I am replicating some of the examples presented in "Think Bayes" by Allen Downey to pymc3.
His great book provides us some introductory examples to Bayesian Methods and is done using Allen's own library.
There is the "Train Problem", where you need to predict the number of trains a company have based on the number you see painted on each train (each train is numbered from 1 to N)
The likelihood of this problem is basically
def likelihood(self, data, hypo):
if data > hypo:
return 0
return 1/hypo
for data in stream:
for hypo in hypothesis:
self.posterior[hypo] *= likelihood(data, hypo)
data
in the number you've seen on a train.
How can I define that custom likelihood is pymc3? I'm using DensityDist
to create my own likelihood function, but this one that I'm replicating is dependent on the hypothesis that ranges from 1 to N (let's say N = 100) and in pymc3 I couldn't find a way to get the X's from the tensors.
This problem is also know as the German Tank problem. Since during WWII the allies were trying to find the number of German tanks based on the serial number of captured tanks.

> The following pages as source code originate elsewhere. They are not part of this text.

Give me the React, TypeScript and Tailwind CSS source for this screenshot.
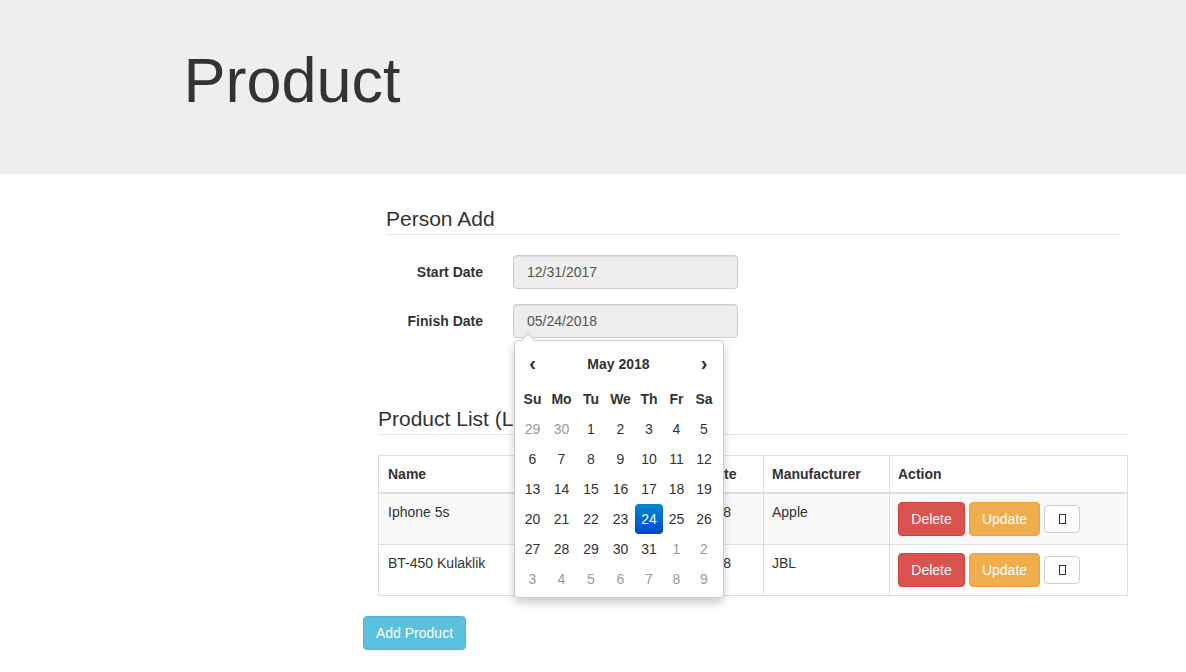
const weeks = [
  [29, 30, 1, 2, 3, 4, 5],
  [6, 7, 8, 9, 10, 11, 12],
  [13, 14, 15, 16, 17, 18, 19],
  [20, 21, 22, 23, 24, 25, 26],
  [27, 28, 29, 30, 31, 1, 2],
  [3, 4, 5, 6, 7, 8, 9],
];

const dayNames = ['Su', 'Mo', 'Tu', 'We', 'Th', 'Fr', 'Sa'];
const colWidths = [29, 29, 30, 29, 28, 27, 28];

const products = [
  { name: 'Iphone 5s', start: '12/31/2017', finish: '05/24/2018', maker: 'Apple', striped: true },
  { name: 'BT-450 Kulaklik', start: '12/31/2017', finish: '05/24/2018', maker: 'JBL', striped: false },
];

function Datepicker() {
  return (
    <div className="absolute left-px top-[36px] z-10 h-[258px] w-[210px] rounded border border-[#ccc] bg-white py-1 pl-[3px] pr-1 shadow-[0_5px_10px_rgba(0,0,0,0.2)]">
      <div className="absolute left-[8px] top-[-6px] h-[10px] w-[10px] rotate-45 border-l border-t border-[#ccc] bg-white" />
      <table className="relative w-[199px] table-fixed border-collapse text-center text-[14px] text-[#333]">
        <colgroup>
          {colWidths.map((w, i) => (
            <col key={i} style={{ width: w }} />
          ))}
        </colgroup>
        <thead>
          <tr className="h-[39px] font-bold">
            <th className="pb-[4px] text-[20px] font-bold leading-none">‹</th>
            <th colSpan={5} className="font-bold">May 2018</th>
            <th className="pb-[4px] text-[20px] font-bold leading-none">›</th>
          </tr>
          <tr className="h-[30px]">
            {dayNames.map((d) => (
              <th key={d} className="font-bold">{d}</th>
            ))}
          </tr>
        </thead>
        <tbody>
          {weeks.map((week, r) => (
            <tr key={r} className="h-[30px]">
              {week.map((day, c) => {
                const muted = (r === 0 && day > 20) || (r >= 4 && day < 20);
                if (r === 3 && day === 24) {
                  return (
                    <td key={c} className="rounded bg-gradient-to-b from-[#0088cc] to-[#0044cc] text-white">
                      {day}
                    </td>
                  );
                }
                return (
                  <td key={c} className={muted ? 'text-[#999]' : ''}>
                    {day}
                  </td>
                );
              })}
            </tr>
          ))}
        </tbody>
      </table>
    </div>
  );
}

function DateField({ label, value, open }: { label: string; value: string; open?: boolean }) {
  return (
    <div className="flex items-center">
      <label className="w-[97px] text-right text-[14px] font-bold text-[#333]">{label}</label>
      <div className="relative ml-[30px] w-[225px]">
        <div className="flex h-[34px] items-center rounded border border-[#ccc] bg-[#eee] px-[13px] text-[14px] text-[#555] shadow-[inset_0_1px_1px_rgba(0,0,0,0.075)]">
          {value}
        </div>
        {open && <Datepicker />}
      </div>
    </div>
  );
}

function Legend({ children }: { children: string }) {
  return (
    <div className="h-[32px] border-b border-[#e5e5e5] text-[21px] leading-[31px] text-[#333]">
      {children}
    </div>
  );
}

export default function App() {
  return (
    <div className="min-h-[672px] overflow-hidden bg-white font-['Liberation_Sans',Arial,sans-serif]">
      <header className="h-[174px] bg-[#eee] pl-[183.5px] pt-[46px]">
        <h1 className="text-[63px] leading-[69px] text-[#333]">Product</h1>
      </header>

      <main className="flex flex-col pt-[29px]">
        <section className="ml-[386px] w-[735px]">
          <Legend>Person Add</Legend>
          <div className="mt-[20px] flex flex-col gap-[15px]">
            <DateField label="Start Date" value="12/31/2017" />
            <DateField label="Finish Date" value="05/24/2018" open />
          </div>
        </section>

        <section className="ml-[378px] mt-[65px] w-[751px]">
          <Legend>Product List (List)</Legend>
          <table className="mt-[20px] w-[749px] table-fixed border-collapse text-left text-[14px] text-[#333]">
            <colgroup>
              <col className="w-[140px]" />
              <col className="w-[134px]" />
              <col className="w-[111px]" />
              <col className="w-[126px]" />
              <col className="w-[238px]" />
            </colgroup>
            <thead>
              <tr className="h-[37px]">
                {['Name', 'Start Date', 'Finish Date', 'Manufacturer', 'Action'].map((h) => (
                  <th key={h} className="border border-b-2 border-[#ddd] px-2 pt-[2px] font-bold first:pl-[9px]">
                    {h}
                  </th>
                ))}
              </tr>
            </thead>
            <tbody>
              {products.map((p) => (
                <tr key={p.name} className={`h-[51px] ${p.striped ? 'bg-[#f9f9f9]' : 'bg-white'}`}>
                  <td className="border border-[#ddd] p-2 pl-[9px] align-top">{p.name}</td>
                  <td className="border border-[#ddd] p-2 align-top">{p.start}</td>
                  <td className="border border-[#ddd] p-2 align-top">{p.finish}</td>
                  <td className="border border-[#ddd] p-2 align-top">{p.maker}</td>
                  <td className="border border-[#ddd] p-2 align-top">
                    <div className="flex items-center gap-1">
                      <button className="h-[34px] w-[67px] rounded border border-[#d43f3a] bg-[#d9534f] pt-px text-[14px] text-white">
                        Delete
                      </button>
                      <button className="h-[34px] w-[71px] rounded border border-[#eea236] bg-[#f0ad4e] pt-px text-[14px] text-white">
                        Update
                      </button>
                      <button className="flex h-[28px] w-[36px] items-center justify-center rounded border border-[#ccc] bg-white">
                        <span className="h-[10px] w-[7px] border border-[#333]" />
                      </button>
                    </div>
                  </td>
                </tr>
              ))}
            </tbody>
          </table>
        </section>

        <button className="ml-[363px] mt-[20px] h-[34px] w-[103px] rounded border border-[#46b8da] bg-[#5bc0de] pt-px text-[14px] text-white">
          Add Product
        </button>
      </main>
    </div>
  );
}
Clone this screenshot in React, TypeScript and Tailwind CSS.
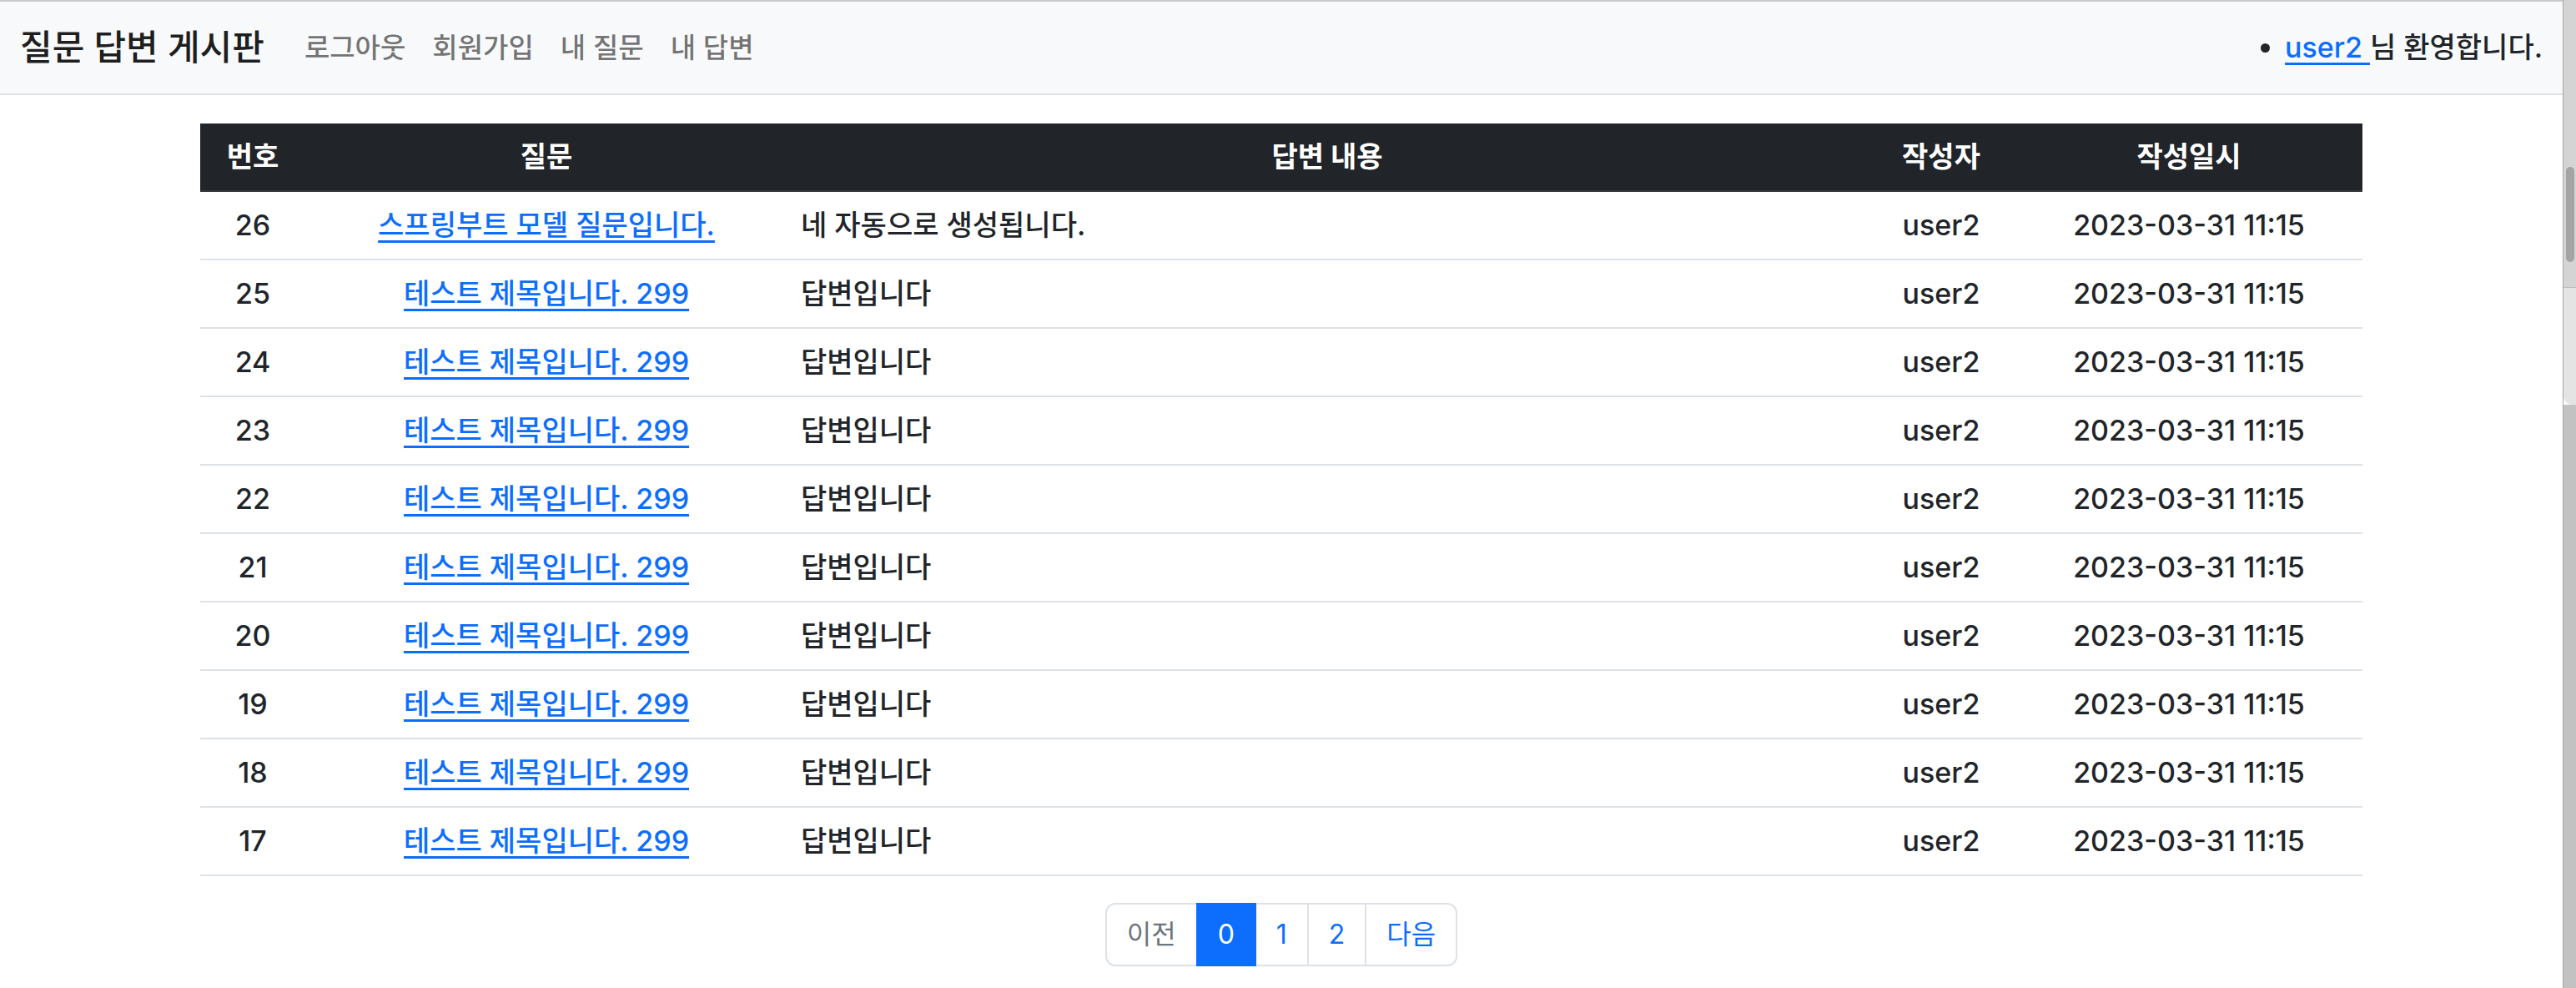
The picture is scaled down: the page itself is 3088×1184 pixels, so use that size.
const rows = [
  { id: 26, subject: "스프링부트 모델 질문입니다.", content: "네 자동으로 생성됩니다." },
  ...[25, 24, 23, 22, 21, 20, 19, 18, 17].map((id) => ({
    id,
    subject: "테스트 제목입니다. 299",
    content: "답변입니다",
  })),
];

const navLinks = ["로그아웃", "회원가입", "내 질문", "내 답변"];

const pages = [
  { label: "이전", kind: "disabled" },
  { label: "0", kind: "active" },
  { label: "1", kind: "link" },
  { label: "2", kind: "link" },
  { label: "다음", kind: "link" },
];

const App = () => {
  return (
    <div className="flex min-h-screen w-full bg-white font-['Inter','Noto_Sans_CJK_KR',sans-serif] font-medium text-[#212529]">
      <div className="flex min-w-0 flex-1 flex-col">
        <div className="h-[2px] bg-[#cbcbcb]" />
        <nav className="flex h-[112px] items-center border-b-2 border-[#dee2e6] bg-[#f8f9fa] px-6">
          <span className="mr-8 text-[42px] leading-[60px] text-black/90">질문 답변 게시판</span>
          <div className="flex">
            {navLinks.map((link, idx) => (
              <a key={idx} className="px-4 text-[33px] leading-[48px] text-black/55">
                {link}
              </a>
            ))}
          </div>
          <ul className="ml-auto list-disc pl-16 text-[34px] leading-[48px]">
            <li>
              <a className="text-[#0d6efd] underline underline-offset-[6px]">user2 </a>
              님 환영합니다.
            </li>
          </ul>
        </nav>

        <main className="mx-auto mt-[34px] w-[2592px]">
          <table className="w-full table-fixed border-collapse text-[34px] leading-[48px]">
            <colgroup>
              <col className="w-[126px]" />
              <col className="w-[578px]" />
              <col className="w-[1294px]" />
              <col className="w-[178px]" />
              <col className="w-[416px]" />
            </colgroup>
            <thead>
              <tr className="border-b-2 border-[#373b3e] bg-[#212529] text-center text-white">
                <th className="px-4 py-4 font-bold">번호</th>
                <th className="px-4 py-4 font-bold">질문</th>
                <th className="px-4 py-4 font-bold">답변 내용</th>
                <th className="px-4 py-4 font-bold">작성자</th>
                <th className="px-4 py-4 font-bold">작성일시</th>
              </tr>
            </thead>
            <tbody>
              {rows.map((row) => (
                <tr key={row.id} className="border-b-2 border-[#dee2e6] text-center">
                  <td className="px-4 py-4">{row.id}</td>
                  <td className="px-4 py-4">
                    <a className="text-[#0d6efd] underline underline-offset-[6px]">{row.subject}</a>
                  </td>
                  <td className="px-4 py-4 text-left">{row.content}</td>
                  <td className="px-4 py-4">user2</td>
                  <td className="px-4 py-4">2023-03-31 11:15</td>
                </tr>
              ))}
            </tbody>
          </table>

          <ul className="mt-8 flex justify-center text-[32px] font-normal leading-[48px]">
            {pages.map((page, idx) => (
              <li key={idx} className={idx > 0 ? "-ml-[2px]" : ""}>
                <a
                  className={
                    "block border-2 px-6 py-3 " +
                    (idx === 0 ? "rounded-l-[12px] " : "") +
                    (idx === pages.length - 1 ? "rounded-r-[12px] " : "") +
                    (page.kind === "active"
                      ? "relative border-[#0d6efd] bg-[#0d6efd] text-white"
                      : page.kind === "disabled"
                      ? "border-[#dee2e6] bg-white text-[#6c757d]"
                      : "border-[#dee2e6] bg-white text-[#0d6efd]")
                  }
                >
                  {page.label}
                </a>
              </li>
            ))}
          </ul>
        </main>
      </div>

      {/* browser scrollbar strip */}
      <div className="flex w-4 flex-col border-l border-[#a6a6a6]">
        <div className="h-[345px] border-b border-[#bdbdbd] bg-[#d4d4d4] pt-[200px]">
          <div className="mx-auto h-[114px] w-[10px] rounded-full bg-[#a4a4a4]" />
        </div>
        <div className="h-[140px] rounded-bl-[10px] bg-[#e4e4e4]" />
        <div className="flex-1 bg-[#c2c2c2]" />
      </div>
    </div>
  );
};

export default App;
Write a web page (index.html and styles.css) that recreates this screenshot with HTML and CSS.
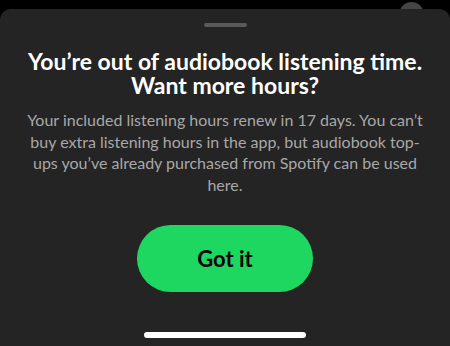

I think the problem can be solved by the following model
with pm.Model() as model:
N = pm.DiscreteUniform('N', lower=y.max(), upper=y.max()*10)
y_obs = pm.DiscreteUniform('y', lower=0, upper=N, observed=y)
trace = pm.sample(10000)
Depending on your actual problem you may relax the discrete assumption (that is really reasonable) and use a continuous distribution like the Uniform
one.
with pm.Model() as model:
N = pm.Uniform('N', lower=y.max(), upper=y.max()*10)
y_obs = pm.Uniform('y', lower=0, upper=N, observed=y)
trace = pm.sample(1000)
One advantage of relaxing the discrete assumption is that now you can use NUTS. Instead, in the previous model you are restricted to Metropolis since you were using discrete variables.